Why Couture Education Matters for Your Wedding Dress
Hello Darling,
If you’re reading this, chances are you’ve already realized something important:
not all wedding dresses are created the same.
You may not know why yet—you just know that some gowns feel different. More thoughtful. More intentional. More… you.
Today, I want to gently pull back the curtain and explain why couture education matters, and why it directly affects the way your wedding dress looks, fits, and ages—long after the photos are taken.
Why Couture Education Matters in Bridal Design
I began learning professional fashion design in 2001. That’s when I was formally trained in standard garment construction—the methods most designers learn in fashion school and production environments. These techniques are practical, efficient, and widely used across the industry.
But couture construction is different.
Couture isn’t about learning how to sew. It’s about learning how to make better decisions—for the body, for the fabric, and for the moment a gown is meant to hold.
And that distinction matters deeply when you’re choosing a wedding dress.
Couture Is About Refinement, Not Basics
Most bridal gowns today are made using production-based techniques.

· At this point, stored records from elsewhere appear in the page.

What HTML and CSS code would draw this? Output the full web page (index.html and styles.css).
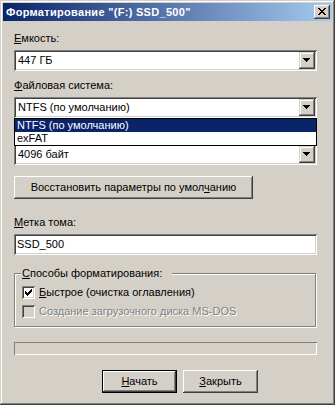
FILE: index.html
```html
<!DOCTYPE html>
<html lang="ru">
<head>
<meta charset="utf-8">
<title>Форматирование</title>
<link rel="stylesheet" href="styles.css">
</head>
<body>
<div class="window">
  <div class="titlebar">
    <span class="title">Форматирование "(F:) SSD_500"</span>
    <span class="caption-btn"><svg width="8" height="7" viewBox="0 0 8 7" shape-rendering="crispEdges"><path d="M0 0h2v1H0zM6 0h2v1H6zM1 1h2v1H1zM5 1h2v1H5zM2 2h4v1H2zM3 3h2v1H3zM2 4h4v1H2zM1 5h2v1H1zM5 5h2v1H5zM0 6h2v1H0zM6 6h2v1H6z"/></svg></span>
  </div>
  <div class="content">
    <div class="label"><u>Е</u>мкость:</div>
    <div class="combo">
      <span class="combo-text">447 ГБ</span>
      <span class="drop-btn"><svg width="7" height="4" viewBox="0 0 7 4" shape-rendering="crispEdges"><path d="M0 0h7v1H0zM1 1h5v1H1zM2 2h3v1H2zM3 3h1v1H3z"/></svg></span>
    </div>
    <div class="label"><u>Ф</u>айловая система:</div>
    <div class="combo">
      <span class="combo-text">NTFS (по умолчанию)</span>
      <span class="drop-btn"><svg width="7" height="4" viewBox="0 0 7 4" shape-rendering="crispEdges"><path d="M0 0h7v1H0zM1 1h5v1H1zM2 2h3v1H2zM3 3h1v1H3z"/></svg></span>
      <div class="list">
        <div class="list-item sel">NTFS (по умолчанию)</div>
        <div class="list-item">exFAT</div>
      </div>
    </div>
    <div class="label label-covered"></div>
    <div class="combo last">
      <span class="combo-text">4096 байт</span>
      <span class="drop-btn"><svg width="7" height="4" viewBox="0 0 7 4" shape-rendering="crispEdges"><path d="M0 0h7v1H0zM1 1h5v1H1zM2 2h3v1H2zM3 3h1v1H3z"/></svg></span>
    </div>
    <button class="btn restore">Восстановить параметры по умол<u>ч</u>анию</button>
    <div class="label gap"><u>М</u>етка тома:</div>
    <div class="textbox">SSD_500</div>
    <fieldset class="group">
      <legend class="group-caption"><u>С</u>пособы форматирования:</legend>
      <div class="check-row">
        <span class="checkbox"><svg width="7" height="7" viewBox="0 0 7 7" shape-rendering="crispEdges"><path d="M0 2h1v3H0zM1 3h1v3H1zM2 4h1v3H2zM3 3h1v3H3zM4 2h1v3H4zM5 1h1v3H5zM6 0h1v3H6z"/></svg></span>
        <span class="check-text"><u>Б</u>ыстрое (очистка оглавления)</span>
      </div>
      <div class="check-row disabled">
        <span class="checkbox"></span>
        <span class="check-text">Создание загрузочного диска MS-DOS</span>
      </div>
    </fieldset>
    <div class="progress"></div>
    <div class="buttons">
      <button class="btn action default"><u>Н</u>ачать</button>
      <button class="btn action"><u>З</u>акрыть</button>
    </div>
  </div>
</div>
</body>
</html>
```
FILE: styles.css
```css
* {
  box-sizing: border-box;
}

html, body {
  margin: 0;
  padding: 0;
}

body {
  background: #d4d0c8;
  font-family: "Liberation Sans", Arial, sans-serif;
  font-size: 11px;
  color: #000;
}

.window {
  width: 335px;
  height: 405px;
  padding: 3px;
  background: #d4d0c8;
  box-shadow: inset -1px -1px 0 #404040, inset 1px 1px 0 #d4d0c8, inset -2px -2px 0 #808080, inset 2px 2px 0 #fff;
  display: flex;
  flex-direction: column;
}

.titlebar {
  height: 18px;
  flex: none;
  display: flex;
  align-items: center;
  padding: 0 2px 0 3px;
  background: linear-gradient(90deg, #0a246a, #a6caf0);
}

.title {
  flex: 1;
  color: #fff;
  font-weight: bold;
  letter-spacing: 0.3px;
  white-space: nowrap;
  line-height: 18px;
}

.caption-btn {
  width: 16px;
  height: 14px;
  display: block;
  padding: 3px 0 0 4px;
  background: #d4d0c8;
  box-shadow: inset -1px -1px 0 #404040, inset 1px 1px 0 #fff, inset -2px -2px 0 #808080, inset 2px 2px 0 #d4d0c8;
}

.caption-btn svg,
.drop-btn svg,
.checkbox svg {
  display: block;
}

.content {
  flex: 1;
  padding: 11px 15px 0 11px;
  display: flex;
  flex-direction: column;
}

.label {
  height: 13px;
  line-height: 13px;
  margin-bottom: 5px;
  white-space: nowrap;
}

.label.gap {
  margin-top: 17px;
}

.combo,
.textbox {
  height: 21px;
  background: #fff;
  box-shadow: inset 1px 1px 0 #808080, inset -1px -1px 0 #fff, inset 2px 2px 0 #404040, inset -2px -2px 0 #d4d0c8;
}

.combo {
  position: relative;
  display: flex;
  align-items: center;
  padding: 2px;
  margin-bottom: 8px;
}

.combo.last {
  margin-bottom: 0;
}

.combo-text {
  flex: 1;
  padding-left: 2px;
  line-height: 13px;
  white-space: nowrap;
}

.drop-btn {
  width: 16px;
  height: 17px;
  flex: none;
  display: block;
  padding: 6px 0 0 4px;
  background: #d4d0c8;
  box-shadow: inset -1px -1px 0 #404040, inset 1px 1px 0 #d4d0c8, inset -2px -2px 0 #808080, inset 2px 2px 0 #fff;
}

.list {
  position: absolute;
  top: 21px;
  left: 0;
  width: 303px;
  border: 1px solid #000;
  background: #fff;
  z-index: 2;
}

.list-item {
  height: 13px;
  line-height: 13px;
  padding-left: 2px;
  white-space: nowrap;
}

.list-item.sel {
  background: #0a246a;
  color: #fff;
}

.btn {
  height: 23px;
  padding: 0;
  border: none;
  background: #d4d0c8;
  font: inherit;
  color: #000;
  line-height: 13px;
  box-shadow: inset -1px -1px 0 #404040, inset 1px 1px 0 #fff, inset -2px -2px 0 #808080, inset 2px 2px 0 #d4d0c8;
}

.restore {
  width: 239px;
  margin-top: 11px;
}

.textbox {
  padding: 0 0 0 3px;
  line-height: 21px;
  margin-bottom: 12px;
}

.group {
  width: 302px;
  min-width: 0;
  margin: 0 0 15px 0;
  padding: 6px 0 8px 7px;
  border: 1px solid #808080;
  box-shadow: 1px 1px 0 #fff, inset 1px 1px 0 #fff;
}

.group-caption {
  padding: 0 10px 0 1px;
  margin-left: -1px;
  line-height: 13px;
  background: #d4d0c8;
}

.check-row {
  display: flex;
  align-items: center;
  gap: 4px;
  height: 13px;
  line-height: 13px;
  white-space: nowrap;
}

.check-row + .check-row {
  margin-top: 6px;
}

.checkbox {
  width: 13px;
  height: 13px;
  flex: none;
  padding: 3px;
  background: #fff;
  box-shadow: inset 1px 1px 0 #808080, inset -1px -1px 0 #fff, inset 2px 2px 0 #404040, inset -2px -2px 0 #d4d0c8;
}

.check-row.disabled .checkbox {
  background: #d4d0c8;
}

.check-row.disabled .check-text {
  color: #808080;
  text-shadow: 1px 1px 0 #fff;
}

.progress {
  height: 13px;
  box-shadow: inset 1px 1px 0 #808080, inset -1px -1px 0 #fff;
  margin-bottom: 15px;
}

.buttons {
  display: flex;
  gap: 6px;
  padding-left: 88px;
}

.action {
  width: 75px;
}

.action.default {
  border: 1px solid #000;
}
```
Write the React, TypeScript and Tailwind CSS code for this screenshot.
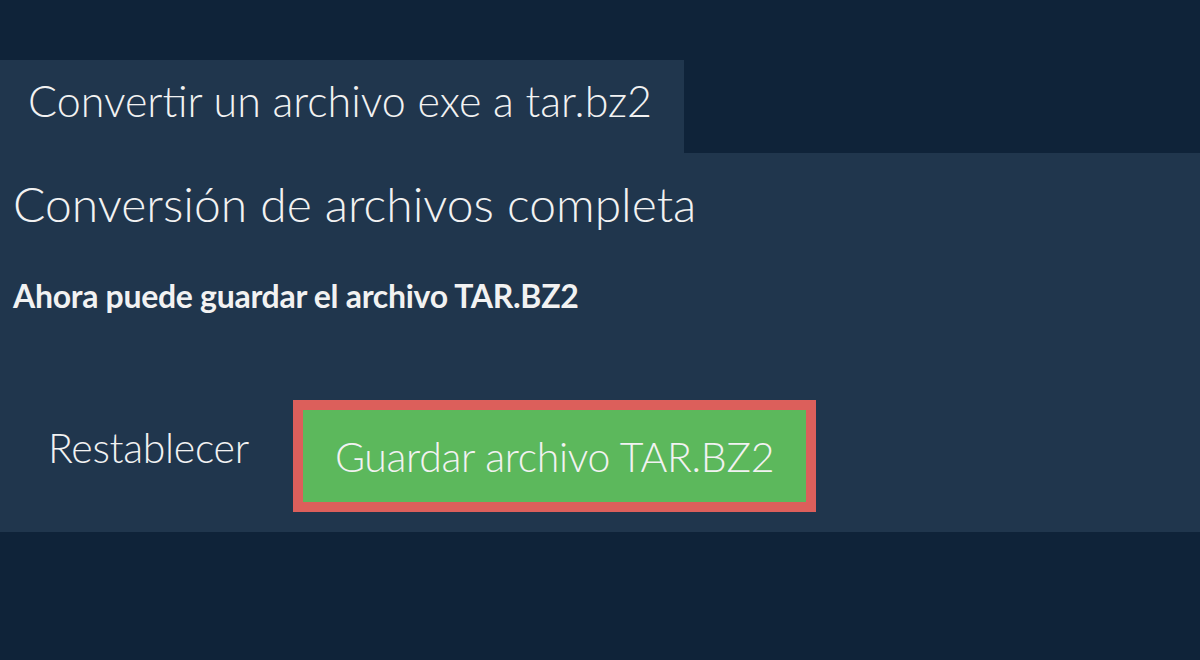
export default function App() {
  return (
    <div
      className="h-[660px] w-[1200px] bg-[#0f2339] pt-[60px] text-[#f2f2f2]"
      style={{ fontFamily: "Lato, 'Noto Sans', sans-serif" }}
    >
      <div className="h-[93px] w-[684px] bg-[#20364d] pl-[28px] pt-[19px]">
        <div className="text-[43px] font-light leading-none">Convertir un archivo exe a tar.bz2</div>
      </div>
      <div className="flex h-[379px] flex-col bg-[#20364d] px-[13px]">
        <h1 className="mt-[27px] text-[48px] font-light leading-none">Conversión de archivos completa</h1>
        <p className="mt-[52px] text-[32px] font-bold leading-none tracking-[-0.3px]">
          Ahora puede guardar el archivo TAR.BZ2
        </p>
        <div className="mt-[88px] flex items-start">
          <button className="mt-[27px] w-[280px] pl-[35px] text-left text-[41px] font-light leading-none tracking-[-0.3px]">
            Restablecer
          </button>
          <button className="flex h-[112px] w-[523px] items-center justify-center border-[10px] border-[#dc5f5b] bg-[#5cb85c] text-[41px] font-light leading-none tracking-[-0.3px]">
            Guardar archivo TAR.BZ2
          </button>
        </div>
      </div>
    </div>
  );
}
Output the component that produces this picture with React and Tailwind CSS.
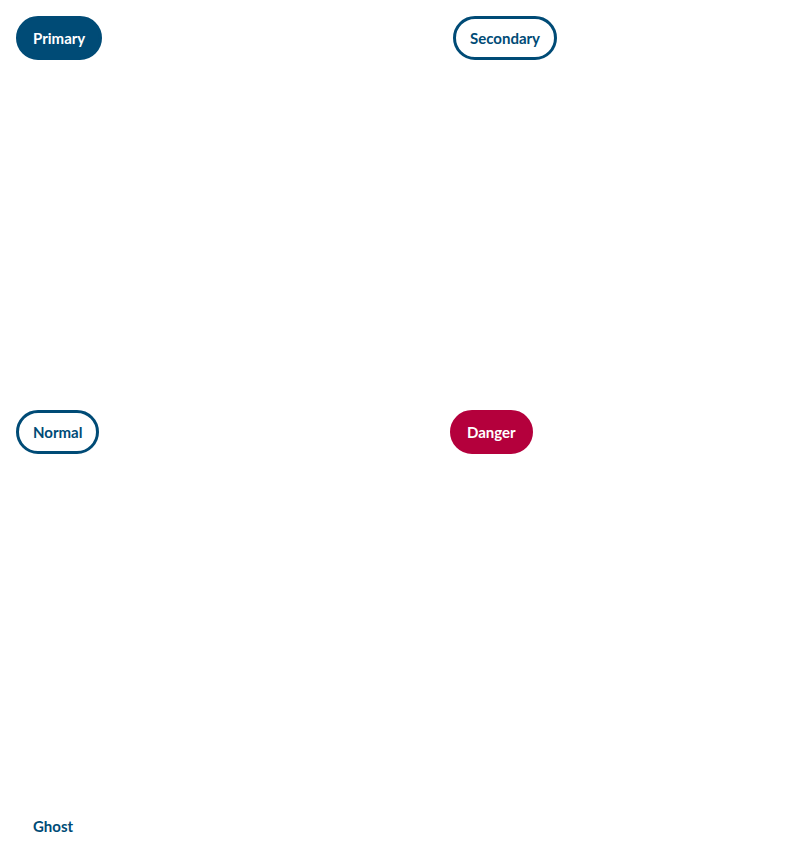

That doesn’t mean they’re “bad”—but it does mean they’re designed to be fast, repeatable, and final.
Couture-trained designers approach gowns differently.
Couture education focuses on:
Precision rather than speed
Structure rather than shortcuts
Hand techniques that allow a gown to evolve
Construction methods that anticipate fittings and alterations
In other words, couture garments are designed to breathe, adjust, and endure.
For a bride, this means:
A better fit on your body—not a generic size
Cleaner interiors that feel comfortable against your skin
Lace and embellishment that can be altered if needed
A gown that looks as beautiful at midnight as it did walking down the aisle
Why Experienced Designers Study Couture Construction
You might wonder why a designer with decades of experience would return to study couture techniques.
The answer is simple: mastery comes after repetition.
Beginners need to learn how garments go together.
Experienced designers refine how well they go together.
Couture education sharpens:
Judgment
Restraint
Elegance
Respect for materials
It teaches designers when not to do something—which is often what separates an ordinary gown from an extraordinary one.
What This Means for Your Wedding Dress
When a designer is couture-educated, your gown is never rushed into existence.
Instead, it is:
Thoughtfully engineered
Carefully pressed at every stage
Constructed with alteration-friendly methods
Built to support your movement, posture, and confidence
Couture construction isn’t about excess.
It’s about intention.
And intention shows—especially in photographs, fittings, and the way a gown feels when you wear it.
The Quiet Difference You Can Feel
Many brides tell me they didn’t know the word couture when they started shopping—but they knew when they found it.
They felt it in:
The weight of the fabric
The way the bodice held them
The calm confidence the gown gave them
That’s not an accident.
That’s education, experience, and care working together.
In Closing
Couture isn’t about doing more.
It’s about doing less—better.
And when it comes to a wedding dress, that difference matters more than most people realize.